French journalist (born 1969)

Laurent Delahousse (/fr/; born 30 August 1969) is a French journalist and documentary filmmaker. He is best known for hosting the Journal de 20 heures news bulletin and Un jour, un destin biographical show, both on France 2.

== Education ==
Delahousse holds a master's degree in business and labour law, as well as a DEA in private sector law (the North-American equivalent of which would be an LL.M.).

== Career ==
In 1994, he began his career at RTL, France's number 1 radio, as a political correspondent. In 1996, he joined LCI, TF1's all-news channel. In 1999, he joined M6 as its chief editor and presenter of the newsmagazine De quel droit? (By what right?), followed by Jour J (D-Day).
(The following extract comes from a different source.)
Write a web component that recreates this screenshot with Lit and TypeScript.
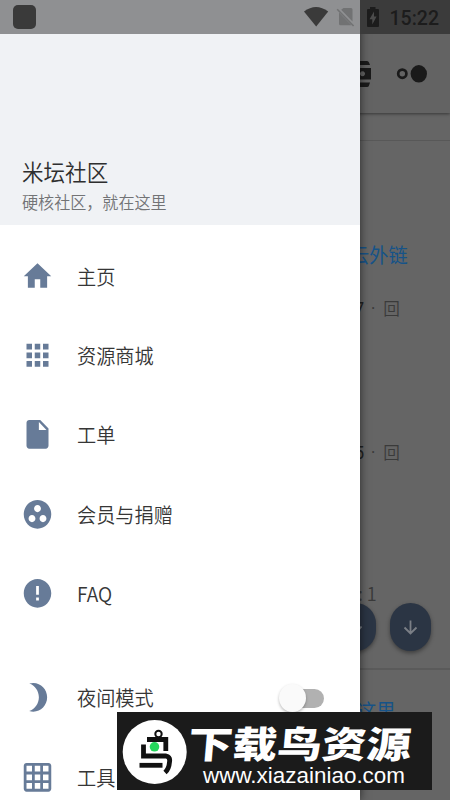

Since March 2000, he has been co-editor-in-chief and presenter of Secrets de l'actualité (News Secrets). Since 2001, he has also been a presenter for evening news specials such as the one on the 2003 invasion of Iraq.

In September 2006, he joined France 2 where he replaced Carole Gaessler as fellow newspresenter David Pujadas' anchor on the 8pm newscast.

Since January 2007, Delahousse has hosted his own show, Un jour, un destin, a documentary series profiling key figures who have made a lasting impression on the public.

From February to June 2007, he also presented a weekly political show, Un dimanche de campagne.

On 25 February 2007, Laurent Delahousse was chosen to host the week-end news.

Since September 2007, he has been presenting a weekly current affairs show called 13h15.

In 2017-18, Delahousse hosted 19h le dimanche on Sundays.